TASK DIRECTIONS =
Find the string "React" in the listing and report every line that has it.

GIVEN INFORMATION =
━━━━━━━━━━
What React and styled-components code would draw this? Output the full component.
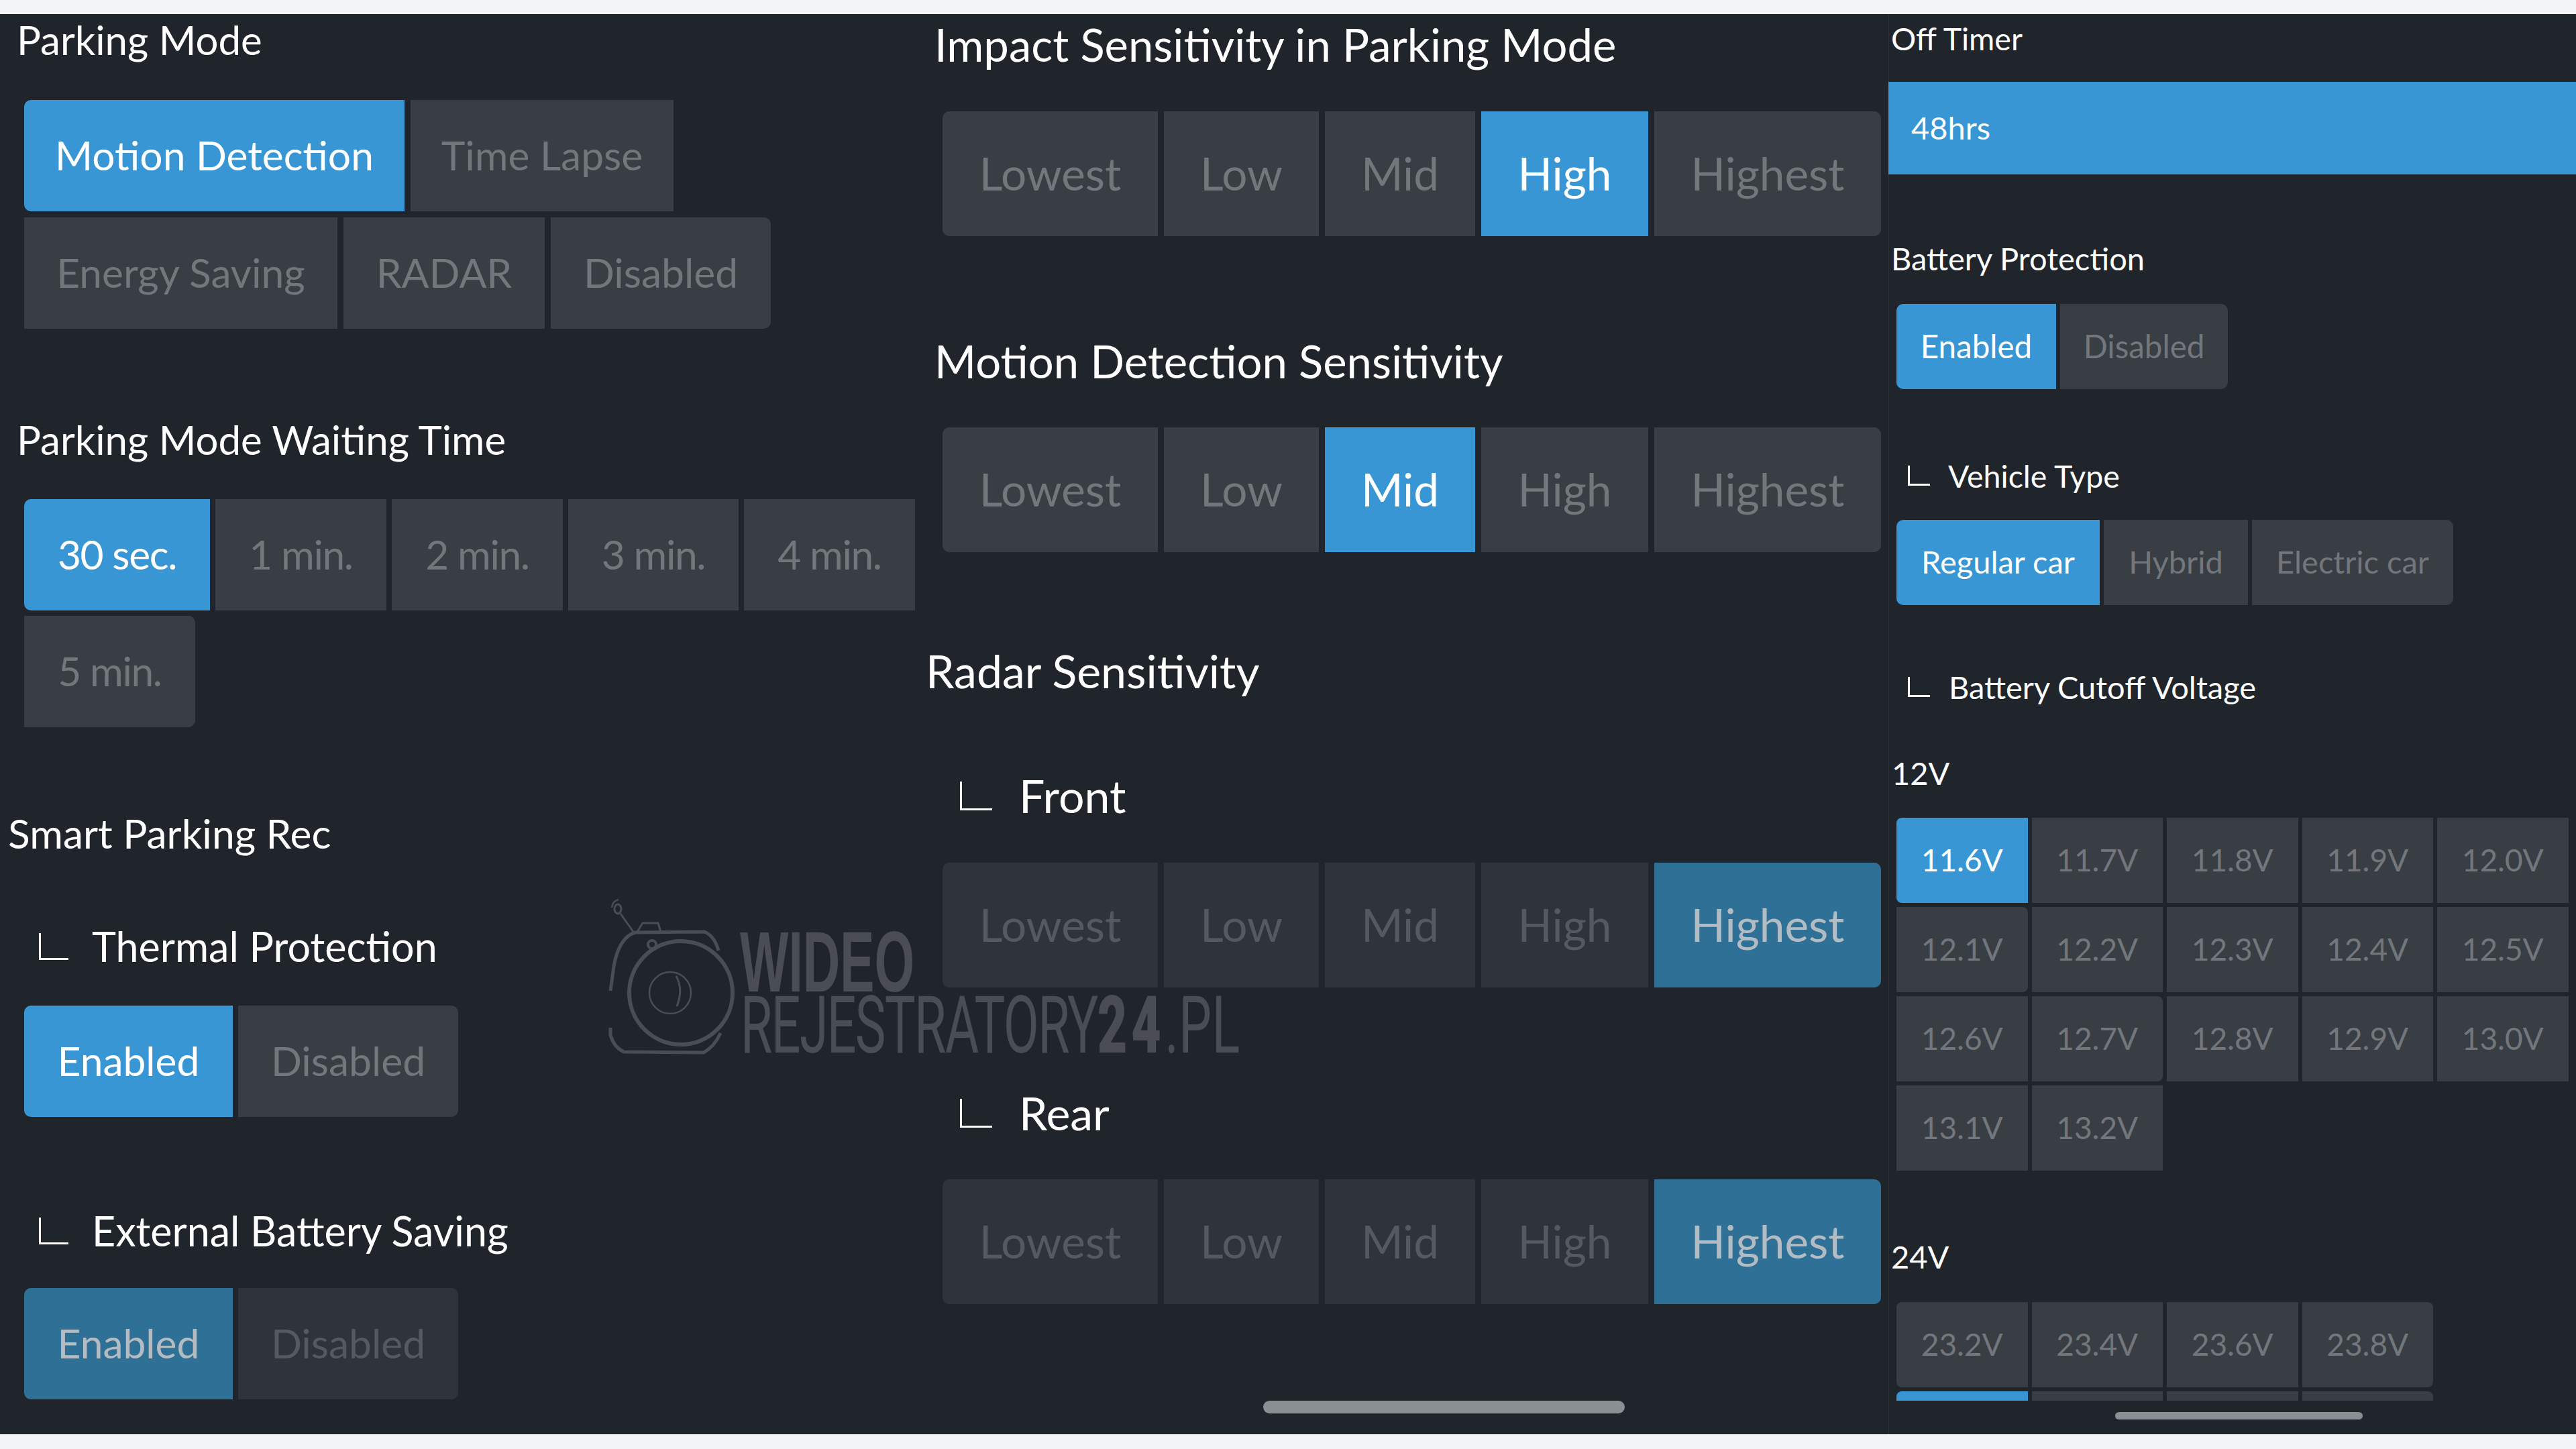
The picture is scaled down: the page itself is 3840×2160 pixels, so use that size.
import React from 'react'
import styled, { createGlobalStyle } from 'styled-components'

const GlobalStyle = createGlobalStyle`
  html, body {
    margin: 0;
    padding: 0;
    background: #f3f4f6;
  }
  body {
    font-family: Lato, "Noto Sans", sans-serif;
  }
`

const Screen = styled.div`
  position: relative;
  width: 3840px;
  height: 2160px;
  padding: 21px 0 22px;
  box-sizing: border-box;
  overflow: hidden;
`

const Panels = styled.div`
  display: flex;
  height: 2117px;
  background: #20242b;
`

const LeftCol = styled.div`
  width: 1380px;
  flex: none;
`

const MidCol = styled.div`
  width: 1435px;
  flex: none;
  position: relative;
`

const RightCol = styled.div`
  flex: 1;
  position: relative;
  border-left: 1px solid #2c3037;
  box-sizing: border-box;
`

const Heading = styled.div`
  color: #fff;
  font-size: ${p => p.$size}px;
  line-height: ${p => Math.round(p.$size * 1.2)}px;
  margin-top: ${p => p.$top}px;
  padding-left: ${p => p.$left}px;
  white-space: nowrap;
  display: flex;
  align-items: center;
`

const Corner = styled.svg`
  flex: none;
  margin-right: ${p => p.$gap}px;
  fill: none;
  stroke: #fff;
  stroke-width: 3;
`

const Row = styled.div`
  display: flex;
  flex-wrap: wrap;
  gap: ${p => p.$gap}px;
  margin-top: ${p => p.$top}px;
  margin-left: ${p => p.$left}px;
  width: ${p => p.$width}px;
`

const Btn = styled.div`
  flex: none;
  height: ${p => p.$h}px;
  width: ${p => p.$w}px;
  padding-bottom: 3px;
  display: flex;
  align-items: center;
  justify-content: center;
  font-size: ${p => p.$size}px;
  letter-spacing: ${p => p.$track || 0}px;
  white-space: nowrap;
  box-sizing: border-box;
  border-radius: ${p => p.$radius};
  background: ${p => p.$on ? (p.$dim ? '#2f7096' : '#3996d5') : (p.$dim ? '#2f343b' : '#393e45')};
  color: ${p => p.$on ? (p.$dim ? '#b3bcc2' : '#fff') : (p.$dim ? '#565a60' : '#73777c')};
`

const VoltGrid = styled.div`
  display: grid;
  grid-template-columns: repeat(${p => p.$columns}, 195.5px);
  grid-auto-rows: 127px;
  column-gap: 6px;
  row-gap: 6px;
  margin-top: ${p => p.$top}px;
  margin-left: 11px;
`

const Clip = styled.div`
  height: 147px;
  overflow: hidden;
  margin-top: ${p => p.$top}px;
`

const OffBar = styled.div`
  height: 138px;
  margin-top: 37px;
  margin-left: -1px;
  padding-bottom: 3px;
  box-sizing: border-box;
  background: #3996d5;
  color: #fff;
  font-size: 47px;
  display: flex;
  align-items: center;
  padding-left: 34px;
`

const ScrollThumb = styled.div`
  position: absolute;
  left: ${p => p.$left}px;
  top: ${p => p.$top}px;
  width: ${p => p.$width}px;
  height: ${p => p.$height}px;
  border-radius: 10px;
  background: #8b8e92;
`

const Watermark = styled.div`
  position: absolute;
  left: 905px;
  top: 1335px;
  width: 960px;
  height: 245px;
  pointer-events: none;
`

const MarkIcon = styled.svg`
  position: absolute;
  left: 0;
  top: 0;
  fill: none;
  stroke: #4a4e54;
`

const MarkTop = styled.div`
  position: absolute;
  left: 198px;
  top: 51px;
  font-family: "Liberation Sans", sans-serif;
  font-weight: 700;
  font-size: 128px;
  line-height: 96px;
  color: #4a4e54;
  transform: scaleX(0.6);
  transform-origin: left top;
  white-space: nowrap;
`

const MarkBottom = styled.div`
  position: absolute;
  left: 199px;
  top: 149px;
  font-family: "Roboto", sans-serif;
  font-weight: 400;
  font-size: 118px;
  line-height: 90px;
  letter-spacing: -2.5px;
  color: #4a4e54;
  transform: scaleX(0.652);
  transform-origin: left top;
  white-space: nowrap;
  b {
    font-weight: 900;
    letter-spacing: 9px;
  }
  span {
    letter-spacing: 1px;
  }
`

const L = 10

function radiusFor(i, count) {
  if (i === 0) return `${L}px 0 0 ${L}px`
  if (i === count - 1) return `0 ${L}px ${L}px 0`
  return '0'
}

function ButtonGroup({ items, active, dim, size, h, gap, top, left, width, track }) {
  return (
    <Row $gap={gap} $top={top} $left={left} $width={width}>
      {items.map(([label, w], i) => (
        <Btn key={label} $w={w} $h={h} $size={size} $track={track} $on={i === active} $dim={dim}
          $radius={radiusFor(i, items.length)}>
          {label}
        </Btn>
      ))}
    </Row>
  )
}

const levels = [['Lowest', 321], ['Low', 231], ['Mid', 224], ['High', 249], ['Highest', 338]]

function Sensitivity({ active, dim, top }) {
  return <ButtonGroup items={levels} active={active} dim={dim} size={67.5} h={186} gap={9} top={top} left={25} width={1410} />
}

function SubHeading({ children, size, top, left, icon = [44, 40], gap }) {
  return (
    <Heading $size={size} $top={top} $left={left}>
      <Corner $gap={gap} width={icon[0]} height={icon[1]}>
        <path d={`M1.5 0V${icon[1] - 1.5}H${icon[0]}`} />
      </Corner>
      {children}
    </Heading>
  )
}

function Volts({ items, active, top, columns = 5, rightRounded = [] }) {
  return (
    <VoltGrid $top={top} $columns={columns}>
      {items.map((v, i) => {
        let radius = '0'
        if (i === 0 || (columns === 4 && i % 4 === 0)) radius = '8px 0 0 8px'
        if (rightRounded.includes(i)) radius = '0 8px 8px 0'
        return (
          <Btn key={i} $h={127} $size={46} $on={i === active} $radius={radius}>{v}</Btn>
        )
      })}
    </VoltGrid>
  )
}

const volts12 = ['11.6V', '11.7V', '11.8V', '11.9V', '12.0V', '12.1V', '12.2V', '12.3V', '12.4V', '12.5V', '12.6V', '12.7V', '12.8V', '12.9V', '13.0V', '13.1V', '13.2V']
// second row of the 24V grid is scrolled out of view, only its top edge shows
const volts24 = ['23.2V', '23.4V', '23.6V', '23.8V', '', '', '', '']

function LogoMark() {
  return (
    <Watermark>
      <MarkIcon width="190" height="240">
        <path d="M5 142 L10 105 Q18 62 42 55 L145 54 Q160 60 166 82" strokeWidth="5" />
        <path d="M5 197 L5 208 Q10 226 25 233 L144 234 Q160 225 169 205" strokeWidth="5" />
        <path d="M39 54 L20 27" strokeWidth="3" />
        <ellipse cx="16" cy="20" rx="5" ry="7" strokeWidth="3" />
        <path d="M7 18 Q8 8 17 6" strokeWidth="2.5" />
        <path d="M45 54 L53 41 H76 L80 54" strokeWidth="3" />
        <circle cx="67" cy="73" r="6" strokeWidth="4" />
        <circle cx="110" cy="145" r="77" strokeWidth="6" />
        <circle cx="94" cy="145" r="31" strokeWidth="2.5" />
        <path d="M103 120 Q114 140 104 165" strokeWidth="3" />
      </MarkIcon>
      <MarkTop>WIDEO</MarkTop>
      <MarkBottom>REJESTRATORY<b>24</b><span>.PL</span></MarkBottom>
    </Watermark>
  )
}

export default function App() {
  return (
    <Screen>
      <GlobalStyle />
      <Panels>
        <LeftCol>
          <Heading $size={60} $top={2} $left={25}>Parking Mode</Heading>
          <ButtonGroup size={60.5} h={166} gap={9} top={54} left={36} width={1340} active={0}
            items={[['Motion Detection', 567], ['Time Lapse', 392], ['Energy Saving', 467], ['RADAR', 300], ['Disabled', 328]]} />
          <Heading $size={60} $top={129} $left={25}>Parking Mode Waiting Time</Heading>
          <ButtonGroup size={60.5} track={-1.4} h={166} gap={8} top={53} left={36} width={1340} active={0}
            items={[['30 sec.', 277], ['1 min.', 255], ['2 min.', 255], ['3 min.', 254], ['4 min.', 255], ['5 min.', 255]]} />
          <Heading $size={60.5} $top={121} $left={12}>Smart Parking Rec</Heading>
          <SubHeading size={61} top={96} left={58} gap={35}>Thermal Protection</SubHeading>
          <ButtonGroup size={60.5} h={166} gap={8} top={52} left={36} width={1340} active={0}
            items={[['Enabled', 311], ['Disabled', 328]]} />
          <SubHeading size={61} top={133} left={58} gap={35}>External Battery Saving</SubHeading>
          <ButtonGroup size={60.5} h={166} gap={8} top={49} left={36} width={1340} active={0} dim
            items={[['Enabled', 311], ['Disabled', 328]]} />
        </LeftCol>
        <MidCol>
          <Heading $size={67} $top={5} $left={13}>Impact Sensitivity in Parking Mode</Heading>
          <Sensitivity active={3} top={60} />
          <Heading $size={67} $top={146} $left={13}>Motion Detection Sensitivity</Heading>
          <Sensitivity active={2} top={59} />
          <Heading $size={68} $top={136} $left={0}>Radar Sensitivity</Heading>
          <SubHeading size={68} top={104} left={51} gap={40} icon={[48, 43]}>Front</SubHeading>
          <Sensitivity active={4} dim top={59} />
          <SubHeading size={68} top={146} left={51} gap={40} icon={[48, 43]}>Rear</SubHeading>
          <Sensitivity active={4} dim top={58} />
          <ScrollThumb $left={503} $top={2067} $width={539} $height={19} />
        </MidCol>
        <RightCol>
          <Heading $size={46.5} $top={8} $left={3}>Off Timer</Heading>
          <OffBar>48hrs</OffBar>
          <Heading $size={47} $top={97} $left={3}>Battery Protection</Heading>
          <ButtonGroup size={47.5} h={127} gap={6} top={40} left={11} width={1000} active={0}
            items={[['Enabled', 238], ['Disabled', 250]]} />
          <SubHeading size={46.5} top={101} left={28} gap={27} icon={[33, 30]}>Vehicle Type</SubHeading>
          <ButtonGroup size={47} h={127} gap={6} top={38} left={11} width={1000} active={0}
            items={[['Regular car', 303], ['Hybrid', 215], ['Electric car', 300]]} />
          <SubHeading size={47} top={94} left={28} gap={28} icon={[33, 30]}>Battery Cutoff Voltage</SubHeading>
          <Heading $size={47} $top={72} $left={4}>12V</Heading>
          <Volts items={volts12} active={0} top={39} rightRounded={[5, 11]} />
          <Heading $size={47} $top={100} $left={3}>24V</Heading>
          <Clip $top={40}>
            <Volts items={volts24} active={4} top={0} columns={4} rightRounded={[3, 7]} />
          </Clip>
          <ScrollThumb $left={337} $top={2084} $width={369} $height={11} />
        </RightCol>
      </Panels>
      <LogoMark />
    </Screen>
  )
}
━━━━━━━━━━
RESPONSE =
What React and styled-components code would draw this? Output the full component.
import React from 'react'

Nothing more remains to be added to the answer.